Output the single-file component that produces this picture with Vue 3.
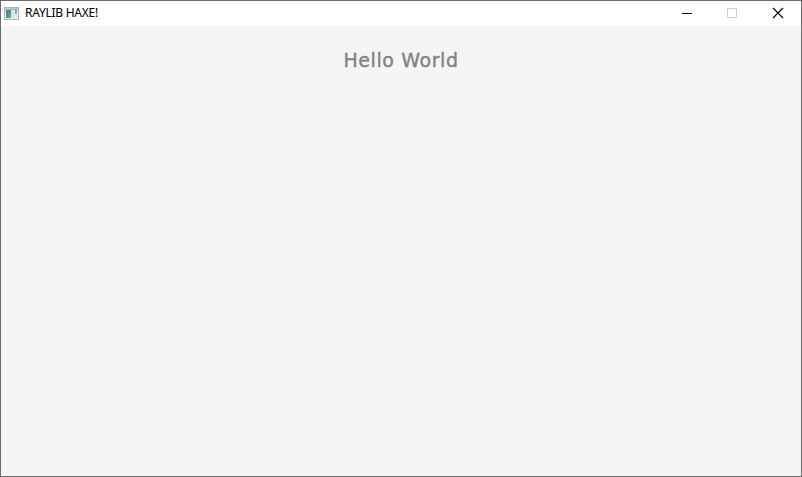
<script setup>
const title = 'RAYLIB HAXE!'
</script>

<template>
  <div class="window">
    <header class="titlebar">
      <svg class="app-icon" width="15" height="13" viewBox="0 0 15 13" shape-rendering="crispEdges">
        <defs>
          <linearGradient id="pane" x1="0" y1="0" x2="1" y2="1">
            <stop offset="0" stop-color="#4779a5" />
            <stop offset="1" stop-color="#60b778" />
          </linearGradient>
        </defs>
        <rect width="15" height="13" fill="#afb2b3" />
        <rect x="1" y="1" width="13" height="1" fill="#c5c8ca" />
        <rect x="1" y="3" width="13" height="9" fill="#eef1f3" />
        <rect x="2" y="3" width="5" height="8" fill="url(#pane)" />
        <rect x="7" y="3" width="3" height="8" fill="#d5e3e5" />
        <rect x="11" y="3" width="2" height="4" fill="url(#pane)" opacity=".75" />
        <rect x="11" y="7" width="2" height="4" fill="#dce5e3" />
      </svg>
      <span class="title">{{ title }}</span>
      <div class="controls">
        <svg width="46" height="25" viewBox="0 0 46 25"><path d="M12 12.5h10" stroke="#000" /></svg>
        <svg width="46" height="25" viewBox="0 0 46 25"><path d="M11.5 7.5h9v9h-9z" fill="none" stroke="#ccc" /></svg>
        <svg width="40" height="25" viewBox="0 0 40 25"><path d="M11 7l10 10M21 7l-10 10" stroke="#000" stroke-width="1.1" /></svg>
      </div>
    </header>
    <main class="canvas"><span class="hello">Hello World</span></main>
  </div>
</template>

<style>
body { background: #fff; overflow: hidden; }
</style>

<style scoped>
.window {
  box-sizing: border-box;
  width: 802px;
  height: 477px;
  border: 1px solid #6c6c6c;
  display: flex;
  flex-direction: column;
  background: #f5f5f5;
}
.titlebar {
  height: 25px;
  flex: none;
  display: flex;
  align-items: center;
  background: #fff;
  padding-left: 3px;
}
.app-icon { flex: none; margin-right: 6px; }
.title {
  font: 12px/16px "Noto Sans", "Open Sans", sans-serif;
  letter-spacing: -0.25px;
  color: #000;
  white-space: nowrap;
  margin-top: -1px;
}
.controls { display: flex; margin-left: auto; margin-right: -1px; }
.controls svg { display: block; }
.canvas {
  flex: 1;
  display: flex;
  justify-content: center;
  align-items: flex-start;
  padding-top: 23px;
}
.hello {
  font: 19px/22px "DejaVu Sans", sans-serif;
  letter-spacing: 0.6px;
  color: #828282;
  -webkit-text-stroke: 0.4px #828282;
  white-space: nowrap;
}
</style>
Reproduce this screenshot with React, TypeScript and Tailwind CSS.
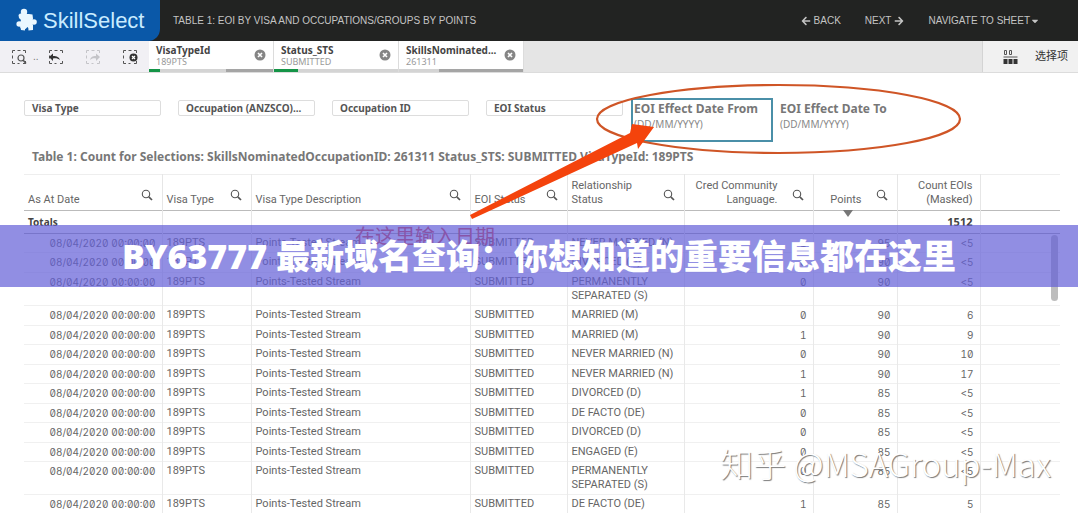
import { FaArrowLeft, FaArrowRight, FaCaretDown } from "react-icons/fa";

const FILTERS = ["Visa Type", "Occupation (ANZSCO)...", "Occupation ID", "EOI Status"];

const CHIPS = [
    { name: "VisaTypeId", value: "189PTS", green: "w-[11px]", light: "w-[66px]" },
    { name: "Status_STS", value: "SUBMITTED", green: "w-6", light: "w-[101px]" },
    { name: "SkillsNominated...", value: "261311", green: "w-0", light: "w-10" },
];

const COLUMNS = [
    { label: "As At Date", width: "w-[138px]", search: true },
    { label: "Visa Type", width: "w-[89px]", search: true },
    { label: "Visa Type Description", width: "w-[219px]", search: true },
    { label: "EOI Status", width: "w-[97px]", search: true },
    { label: "Relationship Status", width: "w-[117px]", search: true },
    { label: "Cred Community Language.", width: "w-[129px]", search: true, right: true },
    { label: "Points", width: "w-[84px]", search: true, right: true, sorted: true },
    { label: "Count EOIs (Masked)", width: "w-[83px]", search: false, right: true },
];

const ROWS = [
    ["NEVER MARRIED (N)", "1", "95", "<5"],
    ["DIVORCED (D)", "0", "90", "<5"],
    ["PERMANENTLY SEPARATED (S)", "0", "90", "<5"],
    ["MARRIED (M)", "0", "90", "6"],
    ["MARRIED (M)", "1", "90", "9"],
    ["NEVER MARRIED (N)", "0", "90", "10"],
    ["NEVER MARRIED (N)", "1", "90", "17"],
    ["DIVORCED (D)", "1", "85", "<5"],
    ["DE FACTO (DE)", "0", "85", "<5"],
    ["DIVORCED (D)", "0", "85", "<5"],
    ["ENGAGED (E)", "0", "85", "<5"],
    ["PERMANENTLY SEPARATED (S)", "0", "85", "<5"],
    ["DE FACTO (DE)", "1", "85", "5"],
];

const NUMERIC = "text-right font-['Inter',sans-serif] text-[10px] [font-feature-settings:'zero','tnum']";

function PuzzleIcon() {
    return (
        <svg viewBox="0 0 22 26" className="h-[26px] w-[22px] shrink-0 fill-[#eaf7ff]" aria-hidden="true">
            <path d="M2.500 7 4 5.500 7 6h6l3.500.5.5 4-.5 3 .5 6-4.500.5-1-1-2 2-5-1-.5-5 1-3-2-2Z" />
            <circle cx="8" cy="4" r="3.200" />
            <circle cx="18" cy="14" r="2.800" />
            <circle cx="3.200" cy="16" r="2.800" />
            <path d="M4 17h5v5.500l-4-.5ZM12 17h5v5l-4.500.5Z" />
        </svg>
    );
}

function SearchIcon() {
    return (
        <svg viewBox="0 0 12 12" className="size-3 fill-none stroke-[#555]" aria-hidden="true">
            <circle cx="5" cy="5" r="3.7" strokeWidth="1.1" />
            <path d="m7.8 7.8 3.2 3.2" strokeWidth="1.7" />
        </svg>
    );
}

function ToolIcon({ kind }: { kind: "search" | "back" | "forward" | "clear" }) {
    return (
        <svg viewBox="0 0 16 16" className={`size-4 fill-none ${kind === "forward" ? "stroke-[#c4c4c8]" : "stroke-[#555]"}`} aria-hidden="true">
            <path d="M1.5 4V1.5H4M6.5 1.5h3M12 1.5h2.500V4M1.500 6.500v3M1.500 12v2.500H4M6.500 14.500h2M12 14.500h2.500V12" />
            {kind === "search" && (
                <>
                    <circle cx="10" cy="9" r="3" strokeWidth="1.200" />
                    <path d="m12 11 3 3.500" strokeWidth="1.500" />
                </>
            )}
            {kind === "back" && <path d="m1 8 4-3.500V7c4 0 6 1 7 4-2-1.500-4-2-7-1.500V12Z" className="fill-[#333] stroke-none" />}
            {kind === "forward" && <path d="m15 8-4-3.500V7c-4 0-5 1-6 4 2-1.500 3-2 6-1.500V12Z" className="fill-[#c4c4c8] stroke-none" />}
            {kind === "clear" && (
                <>
                    <circle cx="11.500" cy="8.500" r="4" className="fill-[#333] stroke-none" />
                    <path d="m10 7 3 3m0-3-3 3" className="stroke-white" strokeWidth="1.200" />
                </>
            )}
        </svg>
    );
}

function ClearIcon() {
    return (
        <svg viewBox="0 0 12 12" className="size-3" aria-hidden="true">
            <circle cx="6" cy="6" r="5.500" fill="#858585" />
            <path d="m4 4 4 4m0-4L4 8" stroke="#fff" strokeWidth="1.600" />
        </svg>
    );
}

function TopBar() {
    return (
        <header className="flex h-[41px] shrink-0 items-stretch bg-[#222322] text-[10px] text-[#c4c4c4]">
            <a href="#home" className="flex w-[160px] items-center gap-[5px] rounded-br-xl bg-[#0a58a8] pl-4 text-[#c9ecff]">
                <PuzzleIcon />
                <span className="text-[22px] leading-6">SkillSelect</span>
            </a>
            <h1 className="flex flex-1 items-center pl-[13px]">TABLE 1: EOI BY VISA AND OCCUPATIONS/GROUPS BY POINTS</h1>
            <nav className="flex items-center gap-6 pr-[38px]">
                <button className="flex items-center gap-[3px]"><FaArrowLeft className="size-2.5" />BACK</button>
                <button className="flex items-center gap-[3px]">NEXT<FaArrowRight className="size-2.5" /></button>
                <button className="flex items-center">NAVIGATE TO SHEET<FaCaretDown className="size-2.5" /></button>
            </nav>
        </header>
    );
}

function SelectionBar() {
    return (
        <div className="flex h-8 shrink-0 border-b border-[#dcdcdc] bg-[#e5e5e5]">
            <div className="flex w-[149px] items-center bg-[#f1f0f4] pl-[11px]">
                <button aria-label="Smart search"><ToolIcon kind="search" /></button>
                <span className="w-[21px] pl-1.5 text-[10px] text-[#777]">..</span>
                <button aria-label="Step back"><ToolIcon kind="back" /></button>
                <button className="ml-[21px]" aria-label="Step forward"><ToolIcon kind="forward" /></button>
                <button className="ml-[21px]" aria-label="Clear all selections"><ToolIcon kind="clear" /></button>
            </div>
            {CHIPS.map((chip) => (
                <div key={chip.name} className="flex w-[125px] flex-col border-r border-[#dcdcdc] bg-white">
                    <div className="flex flex-1 items-center justify-between pr-[7px] pl-[7px]">
                        <div className="font-['Noto_Sans',sans-serif]">
                            <p className="text-[10px] leading-3 font-bold whitespace-nowrap text-[#444]">{chip.name}</p>
                            <p className="text-[9px] leading-[11px] text-[#999]">{chip.value}</p>
                        </div>
                        <button aria-label={`Clear ${chip.name}`}><ClearIcon /></button>
                    </div>
                    <div className="flex h-[3px] bg-[#a5a5a5]">
                        <div className={`bg-[#159447] ${chip.green}`} />
                        <div className={`bg-[#d4d4d4] ${chip.light}`} />
                    </div>
                </div>
            ))}
            <button className="ml-auto flex w-24 items-center gap-[17px] border-l border-[#d4d4d4] bg-[#f1f1f1] pl-5 text-[11px] whitespace-nowrap text-[#333]">
                <svg viewBox="0 0 15 14" className="h-3.5 w-[15px] shrink-0" aria-hidden="true">
                    <path d="M1.500.5h2v4h-2zM6.500.5h2v4h-2z" fill="none" stroke="#555" />
                    <path d="M.500 7h14" stroke="#555" />
                    <path d="M.500 9h4v5h-4zM5.500 9h4v5h-4zM10.500 9h4v5h-4z" fill="#333" />
                </svg>
                选择项
            </button>
        </div>
    );
}

function DateButton({ label, active }: { label: string; active?: boolean }) {
    return (
        <button className={`h-11 w-[142px] border-2 pl-px text-left ${active ? "border-[#4a8fa8]" : "border-transparent"}`}>
            <span className="block pt-px text-[12px] leading-4 font-bold whitespace-nowrap text-[#777]">{label}</span>
            <span className="block pb-2 text-[10px] leading-[15px] text-[#888]">(DD/MM/YYYY)</span>
        </button>
    );
}

function Filters() {
    return (
        <div className="flex items-start gap-[17px]">
            {FILTERS.map((label) => (
                <button key={label} className="mt-0.5 flex h-4 w-[137px] items-center rounded-xs border border-[#ddd] pt-px pl-[7px] text-[10px] font-bold whitespace-nowrap text-[#555]">
                    {label}
                </button>
            ))}
            <div className="-ml-[9px] flex gap-1">
                <DateButton label="EOI Effect Date From" active />
                <DateButton label="EOI Effect Date To" />
            </div>
        </div>
    );
}

function EoiTable() {
    return (
        <table className="w-full table-fixed border-collapse border-t border-[#eee] font-['Roboto',sans-serif] text-[11px] leading-[14px] text-[#666]">
            <thead>
                <tr className="h-9 border-b border-[#bbb]">
                    {COLUMNS.map((col) => (
                        <th key={col.label} className={`border-r border-[#e6e6e6] px-1 py-0 align-bottom font-normal ${col.width}`}>
                            <div className={`flex items-end justify-between pb-[3px] ${col.right ? "text-right" : "text-left"}`}>
                                <span className={`relative flex-1 ${col.right ? "pr-[3px]" : ""}`}>
                                    {col.label}
                                    {col.sorted && <span className="absolute top-[17px] right-3 border-x-[5px] border-t-[7px] border-x-transparent border-t-[#777]" />}
                                </span>
                                {col.search && (
                                    <button className="mb-1.5 w-7 shrink-0 pl-[11px]" aria-label={`Search ${col.label}`}><SearchIcon /></button>
                                )}
                            </div>
                        </th>
                    ))}
                    <th />
                </tr>
            </thead>
            <tbody>
                <tr className="h-[23px] border-b border-[#aaa] font-['Noto_Sans',sans-serif] text-[10px] font-bold text-[#444]">
                    <td className="border-r border-[#e6e6e6] px-1 py-0">Totals</td>
                    {COLUMNS.slice(1, 7).map((col) => (
                        <td key={col.label} className="border-r border-[#e6e6e6]" />
                    ))}
                    <td className="border-r border-[#e6e6e6] px-[7px] py-0 text-right text-[11px]">1512</td>
                    <td />
                </tr>
                {ROWS.map(([status, language, points, count], i) => (
                    <tr key={i} className="h-[19px] border-b border-[#f0f0f0] align-top odd:h-5 [&>td]:border-r [&>td]:border-[#e9e9e9] [&>td]:px-1 [&>td]:pt-0.5 [&>td]:pb-0.5 [&>td:last-child]:border-r-0">
                        <td className={NUMERIC}><span className="pr-0.5">08/04/2020 00:00:00</span></td>
                        <td>189PTS</td>
                        <td>Points-Tested Stream</td>
                        <td>SUBMITTED</td>
                        <td>{status}</td>
                        <td className={NUMERIC}><span className="pr-0.5">{language}</span></td>
                        <td className={NUMERIC}><span className="pr-0.5">{points}</span></td>
                        <td className={NUMERIC}><span className="pr-0.5">{count}</span></td>
                        <td />
                    </tr>
                ))}
            </tbody>
        </table>
    );
}

export default function App() {
    return (
        <div className="relative flex h-screen flex-col overflow-hidden bg-white font-['Liberation_Sans','Noto_Sans_CJK_SC',sans-serif]">
            <TopBar />
            <SelectionBar />
            <main className="flex-1 overflow-hidden pt-[25px] pr-[18px] pl-6 font-['Noto_Sans','Noto_Sans_CJK_SC',sans-serif]">
                <Filters />
                <h2 className="mt-[7px] mb-[9px] pl-2 text-[12px] leading-4 font-bold whitespace-nowrap text-[#777]">
                    Table 1: Count for Selections: SkillsNominatedOccupationID: 261311 Status_STS: SUBMITTED VisaTypeId: 189PTS
                </h2>
                <EoiTable />
            </main>

            {/* Scroll thumb */}
            <div className="absolute top-[235px] right-5 h-[66px] w-[7px] rounded-full bg-[#bdbdbd]" />

            {/* Hand-drawn notes */}
            <svg className="absolute top-0 left-0 h-[230px] w-[1078px]" viewBox="0 0 1078 230" aria-hidden="true">
                <ellipse cx="778.500" cy="119" rx="181.500" ry="34" fill="none" stroke="#cf5526" strokeWidth="2.200" />
                <path d="M470 215 630 133 632 124 654 127 638 149 637 143 472 219Z" fill="#f4430c" />
            </svg>
            <p className="absolute top-[222px] left-[355px] font-['Noto_Sans_CJK_SC',sans-serif] text-[20px] leading-7 text-[#e0403a]">在这里输入日期</p>

            {/* Watermark */}
            <p className="absolute right-[27px] bottom-7 font-['Noto_Sans_CJK_SC',sans-serif] text-[33px] leading-[44px] font-light whitespace-nowrap text-white [text-shadow:1px_1px_1px_#777]">
                知乎 @MSAGroup-Max
            </p>

            {/* Banner */}
            <div className="absolute inset-x-0 top-[225px] flex h-[62px] items-center justify-center bg-[#635ed7]/70">
                <p className="font-['Open_Sans','Noto_Sans_CJK_SC',sans-serif] text-[34px] leading-[62px] font-extrabold whitespace-nowrap text-white">
                    BY63777 最新域名查询：你想知道的重要信息都在这里
                </p>
            </div>
        </div>
    );
}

__The request__
Copy each line from the records above that includes the string "this".

__Correct result__
Output the single-file component that produces this picture with Vue 3.
Reproduce this screenshot with React, TypeScript and Tailwind CSS.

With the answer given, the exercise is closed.